→ Information supplied:
------------------------
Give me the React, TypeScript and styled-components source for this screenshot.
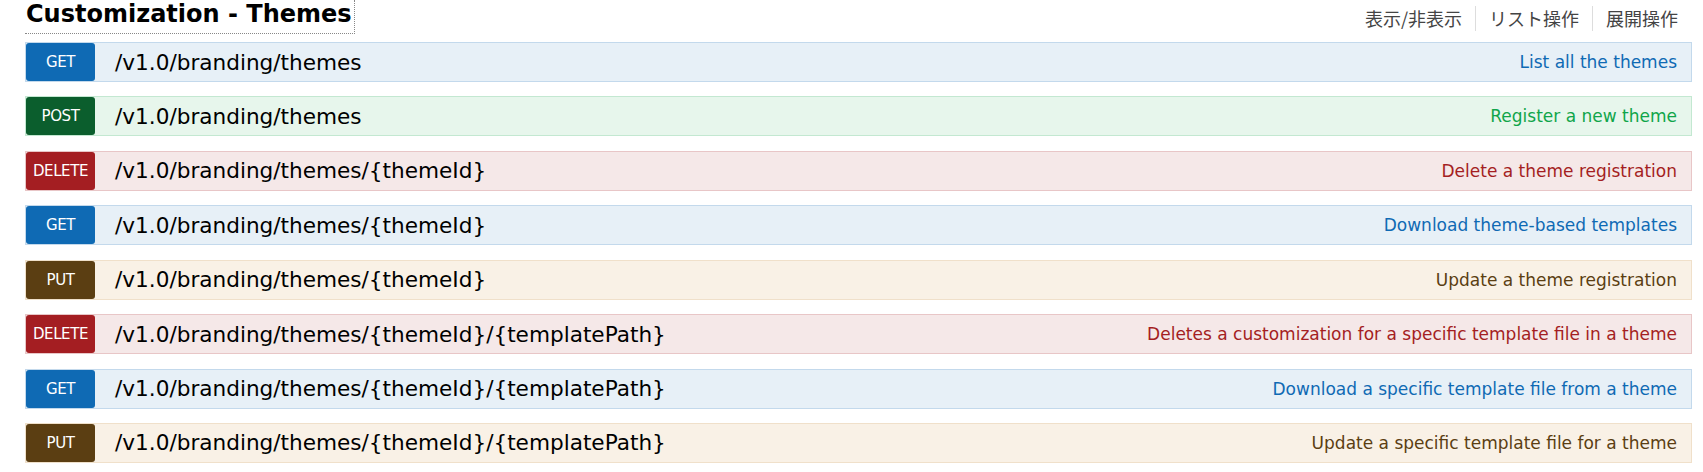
import React from 'react';
import styled, {createGlobalStyle} from 'styled-components';

type Method = 'GET' | 'POST' | 'DELETE' | 'PUT';

interface Operation {
    method: Method;
    path: string;
    summary: string;
}

const palette: Record<Method, {badge: string; bg: string; border: string; text: string}> = {
    GET: {badge: '#0f6ab4', bg: '#e7f0f7', border: '#c3d9ec', text: '#0f6ab4'},
    POST: {badge: '#0b5e2d', bg: '#e7f6ec', border: '#c3e8d1', text: '#10a54a'},
    DELETE: {badge: '#a41e22', bg: '#f5e8e8', border: '#e8c6c7', text: '#a41e22'},
    PUT: {badge: '#5b3e12', bg: '#f9f1e6', border: '#f0e0ca', text: '#5b3e12'},
};

const operations: Operation[] = [
    {method: 'GET', path: '/v1.0/branding/themes', summary: 'List all the themes'},
    {method: 'POST', path: '/v1.0/branding/themes', summary: 'Register a new theme'},
    {method: 'DELETE', path: '/v1.0/branding/themes/{themeId}', summary: 'Delete a theme registration'},
    {method: 'GET', path: '/v1.0/branding/themes/{themeId}', summary: 'Download theme-based templates'},
    {method: 'PUT', path: '/v1.0/branding/themes/{themeId}', summary: 'Update a theme registration'},
    {method: 'DELETE', path: '/v1.0/branding/themes/{themeId}/{templatePath}', summary: 'Deletes a customization for a specific template file in a theme'},
    {method: 'GET', path: '/v1.0/branding/themes/{themeId}/{templatePath}', summary: 'Download a specific template file from a theme'},
    {method: 'PUT', path: '/v1.0/branding/themes/{themeId}/{templatePath}', summary: 'Update a specific template file for a theme'},
];

const GlobalStyle = createGlobalStyle`
  body {
    margin: 0;
    background: #fff;
    font-family: "DejaVu Sans", "Noto Sans CJK JP", sans-serif;
  }
`;

const Resource = styled.div`
  padding: 0 11px 0 25px;
`;

const Heading = styled.div`
  display: flex;
  justify-content: space-between;
  align-items: flex-start;
  height: 42px;
`;

const Title = styled.h2`
  margin: 0;
  padding: 0 1px;
  width: 330px;
  height: 34px;
  box-sizing: border-box;
  border-bottom: 1px dotted #888;
  border-right: 1px dotted #888;
  font-size: 24px;
  font-weight: bold;
  line-height: 28px;
  color: #000;
  white-space: nowrap;
`;

const Options = styled.ul`
  display: flex;
  list-style: none;
  margin: 6px 14px 0 0;
  padding: 0;
`;

const Option = styled.li`
  padding: 0 13px;
  border-left: 1px solid #ddd;
  font-family: "Noto Sans CJK JP", sans-serif;
  font-size: 18px;
  line-height: 25px;
  color: #444;

  &:first-child {
    border-left: none;
  }

  &:last-child {
    padding-right: 0;
  }
`;

const List = styled.div`
  display: flex;
  flex-direction: column;
  gap: 14.43px;
`;

const Row = styled.div<{$method: Method}>`
  display: flex;
  align-items: stretch;
  height: 40px;
  box-sizing: border-box;
  background: ${p => palette[p.$method].bg};
  border: 1px solid ${p => palette[p.$method].border};
`;

const Badge = styled.span<{$method: Method}>`
  display: flex;
  align-items: center;
  justify-content: center;
  width: 69px;
  flex-shrink: 0;
  border-radius: 3px;
  background: ${p => palette[p.$method].badge};
  color: #fff;
  font-size: 15px;
  letter-spacing: -0.4px;
`;

const Path = styled.span`
  display: flex;
  align-items: center;
  padding-left: 20px;
  font-size: 21.6px;
  color: #000;
`;

const Summary = styled.span<{$method: Method}>`
  display: flex;
  align-items: center;
  margin-left: auto;
  padding-right: 14px;
  font-size: 17px;
  color: ${p => palette[p.$method].text};
`;

export default function App() {
    return (
        <>
            <GlobalStyle />
            <Resource>
                <Heading>
                    <Title>Customization - Themes</Title>
                    <Options>
                        <Option>表示/非表示</Option>
                        <Option>リスト操作</Option>
                        <Option>展開操作</Option>
                    </Options>
                </Heading>
                <List>
                    {operations.map((op, i) => (
                        <Row key={i} $method={op.method}>
                            <Badge $method={op.method}>{op.method}</Badge>
                            <Path>{op.path}</Path>
                            <Summary $method={op.method}>{op.summary}</Summary>
                        </Row>
                    ))}
                </List>
            </Resource>
        </>
    );
}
------------------------
→ Problem statement:
Read the data above and pull out each line that holds the string "components".

→ Reply:
Give me the React, TypeScript and styled-components source for this screenshot.
import styled, {createGlobalStyle} from 'styled-components';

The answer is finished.